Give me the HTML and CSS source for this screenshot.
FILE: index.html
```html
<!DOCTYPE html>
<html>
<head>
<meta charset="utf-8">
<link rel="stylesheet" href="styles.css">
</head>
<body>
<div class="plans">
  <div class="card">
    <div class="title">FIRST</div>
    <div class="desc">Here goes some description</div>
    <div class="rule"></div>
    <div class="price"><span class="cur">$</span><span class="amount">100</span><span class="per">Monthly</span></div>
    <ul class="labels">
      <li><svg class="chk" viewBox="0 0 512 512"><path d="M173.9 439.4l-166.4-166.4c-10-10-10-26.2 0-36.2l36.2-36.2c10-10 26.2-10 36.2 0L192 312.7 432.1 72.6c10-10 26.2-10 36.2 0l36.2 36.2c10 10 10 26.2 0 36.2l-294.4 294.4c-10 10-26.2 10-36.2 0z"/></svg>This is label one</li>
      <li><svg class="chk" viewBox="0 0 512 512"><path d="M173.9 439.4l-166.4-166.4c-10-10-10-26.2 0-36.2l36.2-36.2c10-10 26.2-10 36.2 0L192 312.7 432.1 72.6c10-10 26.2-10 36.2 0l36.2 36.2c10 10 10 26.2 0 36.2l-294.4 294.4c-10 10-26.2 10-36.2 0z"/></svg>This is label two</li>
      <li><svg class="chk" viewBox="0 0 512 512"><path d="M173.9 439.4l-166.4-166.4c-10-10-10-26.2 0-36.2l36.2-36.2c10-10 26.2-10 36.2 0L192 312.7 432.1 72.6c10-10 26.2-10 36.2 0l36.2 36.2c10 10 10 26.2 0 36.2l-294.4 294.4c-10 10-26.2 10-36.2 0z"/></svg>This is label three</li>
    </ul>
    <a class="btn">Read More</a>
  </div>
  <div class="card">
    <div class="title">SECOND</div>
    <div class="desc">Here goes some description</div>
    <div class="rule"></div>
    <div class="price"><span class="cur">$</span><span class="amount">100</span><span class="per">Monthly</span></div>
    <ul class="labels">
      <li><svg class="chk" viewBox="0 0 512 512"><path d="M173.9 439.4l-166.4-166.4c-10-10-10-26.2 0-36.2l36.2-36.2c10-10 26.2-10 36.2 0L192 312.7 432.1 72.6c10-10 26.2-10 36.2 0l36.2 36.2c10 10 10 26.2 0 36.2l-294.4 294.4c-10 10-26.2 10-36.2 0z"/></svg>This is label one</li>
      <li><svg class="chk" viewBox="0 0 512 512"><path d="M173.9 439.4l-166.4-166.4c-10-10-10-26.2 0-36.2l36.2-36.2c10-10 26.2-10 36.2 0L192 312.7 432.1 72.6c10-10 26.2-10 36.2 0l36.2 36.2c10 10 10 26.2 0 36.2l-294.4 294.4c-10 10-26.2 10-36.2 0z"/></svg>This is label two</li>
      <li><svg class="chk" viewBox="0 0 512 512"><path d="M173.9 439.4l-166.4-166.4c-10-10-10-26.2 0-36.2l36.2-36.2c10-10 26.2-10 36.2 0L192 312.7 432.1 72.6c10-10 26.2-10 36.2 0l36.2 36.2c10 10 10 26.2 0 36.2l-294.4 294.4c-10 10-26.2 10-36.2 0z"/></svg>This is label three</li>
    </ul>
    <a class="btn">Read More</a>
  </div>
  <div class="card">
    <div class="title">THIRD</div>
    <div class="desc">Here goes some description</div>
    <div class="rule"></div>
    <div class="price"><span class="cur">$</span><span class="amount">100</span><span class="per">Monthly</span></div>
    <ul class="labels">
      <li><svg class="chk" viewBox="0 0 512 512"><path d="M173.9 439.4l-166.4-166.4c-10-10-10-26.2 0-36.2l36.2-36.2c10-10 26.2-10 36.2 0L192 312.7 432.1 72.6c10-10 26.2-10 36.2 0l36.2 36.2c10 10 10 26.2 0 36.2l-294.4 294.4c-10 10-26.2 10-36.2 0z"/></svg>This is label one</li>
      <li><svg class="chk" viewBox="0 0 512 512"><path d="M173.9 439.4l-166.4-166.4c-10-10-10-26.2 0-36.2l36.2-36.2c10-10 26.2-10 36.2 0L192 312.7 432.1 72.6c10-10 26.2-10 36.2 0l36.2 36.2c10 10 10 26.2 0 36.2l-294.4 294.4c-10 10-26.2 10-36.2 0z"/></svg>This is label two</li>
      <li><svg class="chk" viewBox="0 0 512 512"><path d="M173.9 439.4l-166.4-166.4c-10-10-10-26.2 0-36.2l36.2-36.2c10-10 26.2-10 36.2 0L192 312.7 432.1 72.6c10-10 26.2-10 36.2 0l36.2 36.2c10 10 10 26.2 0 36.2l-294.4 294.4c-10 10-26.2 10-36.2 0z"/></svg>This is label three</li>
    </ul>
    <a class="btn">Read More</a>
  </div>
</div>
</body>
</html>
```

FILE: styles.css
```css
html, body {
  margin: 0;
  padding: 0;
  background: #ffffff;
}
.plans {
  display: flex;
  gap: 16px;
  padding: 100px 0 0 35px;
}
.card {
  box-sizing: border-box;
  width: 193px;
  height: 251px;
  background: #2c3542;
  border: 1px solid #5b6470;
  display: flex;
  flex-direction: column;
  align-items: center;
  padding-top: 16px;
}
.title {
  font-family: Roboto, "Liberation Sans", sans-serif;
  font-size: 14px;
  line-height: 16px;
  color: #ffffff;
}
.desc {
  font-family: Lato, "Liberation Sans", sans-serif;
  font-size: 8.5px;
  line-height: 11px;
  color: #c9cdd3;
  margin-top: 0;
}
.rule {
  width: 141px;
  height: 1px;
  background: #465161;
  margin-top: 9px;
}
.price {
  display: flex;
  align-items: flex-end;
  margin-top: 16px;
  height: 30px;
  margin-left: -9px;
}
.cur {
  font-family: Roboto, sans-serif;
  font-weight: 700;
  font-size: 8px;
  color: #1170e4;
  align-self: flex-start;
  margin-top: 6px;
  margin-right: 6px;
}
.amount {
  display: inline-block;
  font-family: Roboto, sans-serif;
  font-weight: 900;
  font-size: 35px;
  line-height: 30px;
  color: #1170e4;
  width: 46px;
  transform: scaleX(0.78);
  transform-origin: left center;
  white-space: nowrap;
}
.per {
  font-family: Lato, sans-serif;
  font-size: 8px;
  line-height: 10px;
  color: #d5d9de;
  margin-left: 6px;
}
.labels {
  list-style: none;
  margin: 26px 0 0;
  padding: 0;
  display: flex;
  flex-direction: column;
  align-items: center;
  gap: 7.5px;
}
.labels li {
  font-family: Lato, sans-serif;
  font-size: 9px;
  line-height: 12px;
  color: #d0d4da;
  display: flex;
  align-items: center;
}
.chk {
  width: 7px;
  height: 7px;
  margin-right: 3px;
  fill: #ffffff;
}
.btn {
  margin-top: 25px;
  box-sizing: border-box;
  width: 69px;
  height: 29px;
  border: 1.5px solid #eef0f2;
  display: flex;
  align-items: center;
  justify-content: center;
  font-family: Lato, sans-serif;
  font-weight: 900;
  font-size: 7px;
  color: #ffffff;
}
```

- EXERCISE DIRECTIONS: Using the listing above, retype each line exactly.

- FINISHED TASK:
Give me the HTML and CSS source for this screenshot.
FILE: index.html
```html
<!DOCTYPE html>
<html>
<head>
<meta charset="utf-8">
<link rel="stylesheet" href="styles.css">
</head>
<body>
<div class="plans">
  <div class="card">
    <div class="title">FIRST</div>
    <div class="desc">Here goes some description</div>
    <div class="rule"></div>
    <div class="price"><span class="cur">$</span><span class="amount">100</span><span class="per">Monthly</span></div>
    <ul class="labels">
      <li><svg class="chk" viewBox="0 0 512 512"><path d="M173.9 439.4l-166.4-166.4c-10-10-10-26.2 0-36.2l36.2-36.2c10-10 26.2-10 36.2 0L192 312.7 432.1 72.6c10-10 26.2-10 36.2 0l36.2 36.2c10 10 10 26.2 0 36.2l-294.4 294.4c-10 10-26.2 10-36.2 0z"/></svg>This is label one</li>
      <li><svg class="chk" viewBox="0 0 512 512"><path d="M173.9 439.4l-166.4-166.4c-10-10-10-26.2 0-36.2l36.2-36.2c10-10 26.2-10 36.2 0L192 312.7 432.1 72.6c10-10 26.2-10 36.2 0l36.2 36.2c10 10 10 26.2 0 36.2l-294.4 294.4c-10 10-26.2 10-36.2 0z"/></svg>This is label two</li>
      <li><svg class="chk" viewBox="0 0 512 512"><path d="M173.9 439.4l-166.4-166.4c-10-10-10-26.2 0-36.2l36.2-36.2c10-10 26.2-10 36.2 0L192 312.7 432.1 72.6c10-10 26.2-10 36.2 0l36.2 36.2c10 10 10 26.2 0 36.2l-294.4 294.4c-10 10-26.2 10-36.2 0z"/></svg>This is label three</li>
    </ul>
    <a class="btn">Read More</a>
  </div>
  <div class="card">
    <div class="title">SECOND</div>
    <div class="desc">Here goes some description</div>
    <div class="rule"></div>
    <div class="price"><span class="cur">$</span><span class="amount">100</span><span class="per">Monthly</span></div>
    <ul class="labels">
      <li><svg class="chk" viewBox="0 0 512 512"><path d="M173.9 439.4l-166.4-166.4c-10-10-10-26.2 0-36.2l36.2-36.2c10-10 26.2-10 36.2 0L192 312.7 432.1 72.6c10-10 26.2-10 36.2 0l36.2 36.2c10 10 10 26.2 0 36.2l-294.4 294.4c-10 10-26.2 10-36.2 0z"/></svg>This is label one</li>
      <li><svg class="chk" viewBox="0 0 512 512"><path d="M173.9 439.4l-166.4-166.4c-10-10-10-26.2 0-36.2l36.2-36.2c10-10 26.2-10 36.2 0L192 312.7 432.1 72.6c10-10 26.2-10 36.2 0l36.2 36.2c10 10 10 26.2 0 36.2l-294.4 294.4c-10 10-26.2 10-36.2 0z"/></svg>This is label two</li>
      <li><svg class="chk" viewBox="0 0 512 512"><path d="M173.9 439.4l-166.4-166.4c-10-10-10-26.2 0-36.2l36.2-36.2c10-10 26.2-10 36.2 0L192 312.7 432.1 72.6c10-10 26.2-10 36.2 0l36.2 36.2c10 10 10 26.2 0 36.2l-294.4 294.4c-10 10-26.2 10-36.2 0z"/></svg>This is label three</li>
    </ul>
    <a class="btn">Read More</a>
  </div>
  <div class="card">
    <div class="title">THIRD</div>
    <div class="desc">Here goes some description</div>
    <div class="rule"></div>
    <div class="price"><span class="cur">$</span><span class="amount">100</span><span class="per">Monthly</span></div>
    <ul class="labels">
      <li><svg class="chk" viewBox="0 0 512 512"><path d="M173.9 439.4l-166.4-166.4c-10-10-10-26.2 0-36.2l36.2-36.2c10-10 26.2-10 36.2 0L192 312.7 432.1 72.6c10-10 26.2-10 36.2 0l36.2 36.2c10 10 10 26.2 0 36.2l-294.4 294.4c-10 10-26.2 10-36.2 0z"/></svg>This is label one</li>
      <li><svg class="chk" viewBox="0 0 512 512"><path d="M173.9 439.4l-166.4-166.4c-10-10-10-26.2 0-36.2l36.2-36.2c10-10 26.2-10 36.2 0L192 312.7 432.1 72.6c10-10 26.2-10 36.2 0l36.2 36.2c10 10 10 26.2 0 36.2l-294.4 294.4c-10 10-26.2 10-36.2 0z"/></svg>This is label two</li>
      <li><svg class="chk" viewBox="0 0 512 512"><path d="M173.9 439.4l-166.4-166.4c-10-10-10-26.2 0-36.2l36.2-36.2c10-10 26.2-10 36.2 0L192 312.7 432.1 72.6c10-10 26.2-10 36.2 0l36.2 36.2c10 10 10 26.2 0 36.2l-294.4 294.4c-10 10-26.2 10-36.2 0z"/></svg>This is label three</li>
    </ul>
    <a class="btn">Read More</a>
  </div>
</div>
</body>
</html>
```

FILE: styles.css
```css
html, body {
  margin: 0;
  padding: 0;
  background: #ffffff;
}
.plans {
  display: flex;
  gap: 16px;
  padding: 100px 0 0 35px;
}
.card {
  box-sizing: border-box;
  width: 193px;
  height: 251px;
  background: #2c3542;
  border: 1px solid #5b6470;
  display: flex;
  flex-direction: column;
  align-items: center;
  padding-top: 16px;
}
.title {
  font-family: Roboto, "Liberation Sans", sans-serif;
  font-size: 14px;
  line-height: 16px;
  color: #ffffff;
}
.desc {
  font-family: Lato, "Liberation Sans", sans-serif;
  font-size: 8.5px;
  line-height: 11px;
  color: #c9cdd3;
  margin-top: 0;
}
.rule {
  width: 141px;
  height: 1px;
  background: #465161;
  margin-top: 9px;
}
.price {
  display: flex;
  align-items: flex-end;
  margin-top: 16px;
  height: 30px;
  margin-left: -9px;
}
.cur {
  font-family: Roboto, sans-serif;
  font-weight: 700;
  font-size: 8px;
  color: #1170e4;
  align-self: flex-start;
  margin-top: 6px;
  margin-right: 6px;
}
.amount {
  display: inline-block;
  font-family: Roboto, sans-serif;
  font-weight: 900;
  font-size: 35px;
  line-height: 30px;
  color: #1170e4;
  width: 46px;
  transform: scaleX(0.78);
  transform-origin: left center;
  white-space: nowrap;
}
.per {
  font-family: Lato, sans-serif;
  font-size: 8px;
  line-height: 10px;
  color: #d5d9de;
  margin-left: 6px;
}
.labels {
  list-style: none;
  margin: 26px 0 0;
  padding: 0;
  display: flex;
  flex-direction: column;
  align-items: center;
  gap: 7.5px;
}
.labels li {
  font-family: Lato, sans-serif;
  font-size: 9px;
  line-height: 12px;
  color: #d0d4da;
  display: flex;
  align-items: center;
}
.chk {
  width: 7px;
  height: 7px;
  margin-right: 3px;
  fill: #ffffff;
}
.btn {
  margin-top: 25px;
  box-sizing: border-box;
  width: 69px;
  height: 29px;
  border: 1.5px solid #eef0f2;
  display: flex;
  align-items: center;
  justify-content: center;
  font-family: Lato, sans-serif;
  font-weight: 900;
  font-size: 7px;
  color: #ffffff;
}
```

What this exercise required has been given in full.